V8 compiles javascript directly into machine code. So if we could compare javascript with python without the JIT compiler, Python would be faster. But this is not the case, for certain types of programs like recursions, Python would be slower because it doesn't pre-compile for future use.

Hence in our tail end recursive Fibonacci function, the bytecode is interpreted line by line 331160281 times which hampers the python performance. Whereas the JIT compiler in V8 compiles the recursive function into machine code as soon as it realizes that is getting called frequently. Hence translation time from javascript code to machine code is saved almost 331160281 time which makes javascript faster.

Why CPython doesn't have JIT compiler?

The answer to this is simple. CPython doesn't have enough resources or money compared to V8. You might already know about pypy which is an alternate implementation of python to Cpython.
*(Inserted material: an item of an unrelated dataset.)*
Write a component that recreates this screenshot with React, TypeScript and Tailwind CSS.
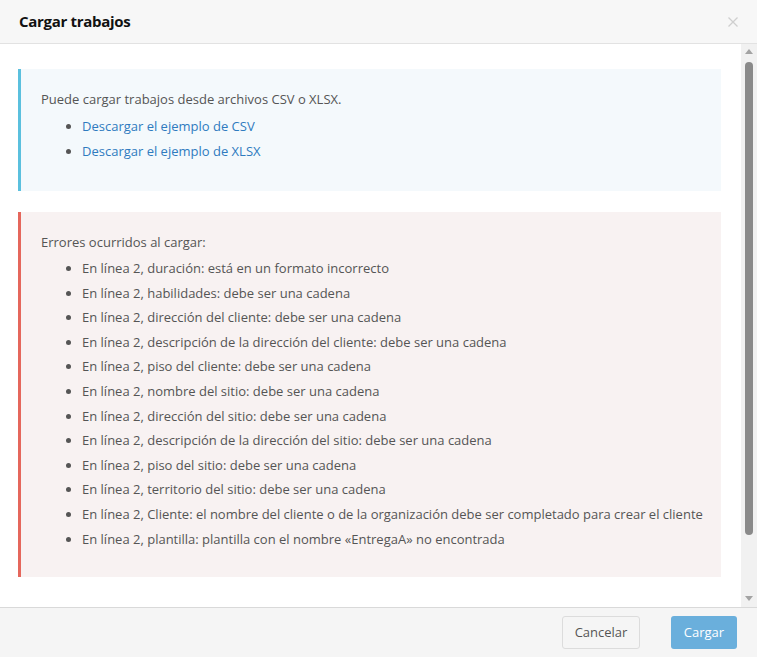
import React from "react"

const errores = [
  "En línea 2, duración: está en un formato incorrecto",
  "En línea 2, habilidades: debe ser una cadena",
  "En línea 2, dirección del cliente: debe ser una cadena",
  "En línea 2, descripción de la dirección del cliente: debe ser una cadena",
  "En línea 2, piso del cliente: debe ser una cadena",
  "En línea 2, nombre del sitio: debe ser una cadena",
  "En línea 2, dirección del sitio: debe ser una cadena",
  "En línea 2, descripción de la dirección del sitio: debe ser una cadena",
  "En línea 2, piso del sitio: debe ser una cadena",
  "En línea 2, territorio del sitio: debe ser una cadena",
  "En línea 2, Cliente: el nombre del cliente o de la organización debe ser completado para crear el cliente",
  "En línea 2, plantilla: plantilla con el nombre «EntregaA» no encontrada",
]

export default function App() {
  return (
    <div
      className="w-[757px] h-[657px] flex flex-col bg-white text-[13px] text-[#555]"
      style={{ fontFamily: '"Open Sans", "Noto Sans", sans-serif' }}
    >
      {/* Cabecera */}
      <div className="h-[44px] shrink-0 flex items-center justify-between bg-[#f7f7f7] border-b border-[#e2e2e2] pl-[19px] pr-[19px]">
        <h2 className="text-[15px] font-bold text-[#111] tracking-[-0.3px]">Cargar trabajos</h2>
        <svg width="10" height="10" viewBox="0 0 10 10" className="mt-[1px]">
          <path d="M0.5 0.5 L9.5 9.5 M9.5 0.5 L0.5 9.5" stroke="#cfcfcf" strokeWidth="1.3" />
        </svg>
      </div>

      {/* Cuerpo */}
      <div className="flex-1 flex min-h-0">
        <div className="flex-1 overflow-hidden pt-[25px] pl-[18px] pr-[20px]">
          <div className="bg-[#f4f9fc] border-l-[3px] border-[#5bc0de] pl-[20px] pt-[21px] pb-[27px]">
            <p className="leading-[18px]">Puede cargar trabajos desde archivos CSV o XLSX.</p>
            <ul className="mt-[6px] pl-[41px] list-disc">
              <li className="leading-[25px]">
                <a href="#" className="text-[#2f7bbf]">Descargar el ejemplo de CSV</a>
              </li>
              <li className="leading-[25px]">
                <a href="#" className="text-[#2f7bbf]">Descargar el ejemplo de XLSX</a>
              </li>
            </ul>
          </div>

          <div className="mt-[21px] bg-[#f8f2f2] border-l-[3px] border-[#e5675c] pl-[20px] pt-[21px] pb-[26px]">
            <p className="leading-[18px]">Errores ocurridos al cargar:</p>
            <ul className="mt-[5px] pl-[41px] list-disc">
              {errores.map((e, i) => (
                <li key={i} className="leading-[24.6px]">{e}</li>
              ))}
            </ul>
          </div>
        </div>

        {/* Barra de desplazamiento */}
        <div className="w-[16px] shrink-0 bg-[#f1f1f1] flex flex-col items-center py-[4px]">
          <svg width="8" height="6" viewBox="0 0 8 6" className="mt-[1px]">
            <path d="M0 5 L4 0 L8 5 Z" fill="#a3a3a3" />
          </svg>
          <div className="w-[8px] h-[473px] mt-[7px] rounded-full bg-[#8a8a8a]" />
          <div className="flex-1" />
          <svg width="8" height="6" viewBox="0 0 8 6" className="mb-[1px]">
            <path d="M0 0 L8 0 L4 5 Z" fill="#a3a3a3" />
          </svg>
        </div>
      </div>

      {/* Pie */}
      <div className="h-[50px] shrink-0 bg-[#f5f5f5] border-t border-[#d9d9d9] flex items-center justify-end gap-[31px] pr-[20px]">
        <button className="h-[33px] w-[78px] rounded-[3px] border border-[#dcdcdc] bg-[#f5f5f5] text-[13px] text-[#555]">
          Cancelar
        </button>
        <button className="h-[33px] w-[66px] rounded-[3px] bg-[#6aafdc] text-[13px] text-white">
          Cargar
        </button>
      </div>
    </div>
  )
}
Pypy has a JIT compiler so is comparatively faster.

Let's see how much time a pypy compiler would take for calculating a fibonacci(40) using recursion

Clearly pypy is much faster than CPython so why don't we use it ?

Because pypy doesn't have support to many common libraries like numpy, pandas, scipy etc.

So what is a workaround to make recursions faster with CPython?

Now since we know that CPython is not an intelligent compiler. We have to make sure that our program is optimized the best way possible. For this particular use case, we could either have a memoized algorithm or you could use function caching.

What is function caching?

Python has this cool feature of letting us cache the return value of a function based on the arguments passed - read more

Let's check the calculation time with function caching for fib(40)

import time
import sys
from functools import lru_cache


@lru_cache(maxsize=50)
def fib(n):
    if n <= 1:
        return n
    else:
        return fib(n-1) + fib(n-2)


if __name__ == "__main__":
    number = int(sys.argv[1])
    pro_time = time.process_time()
    fib(number)
    print(f"Time taken = {pro_time}s")

Conclusion

Writing programs in python requires more performance optimization at the code level since CPython interpreter won't optimize it much for you.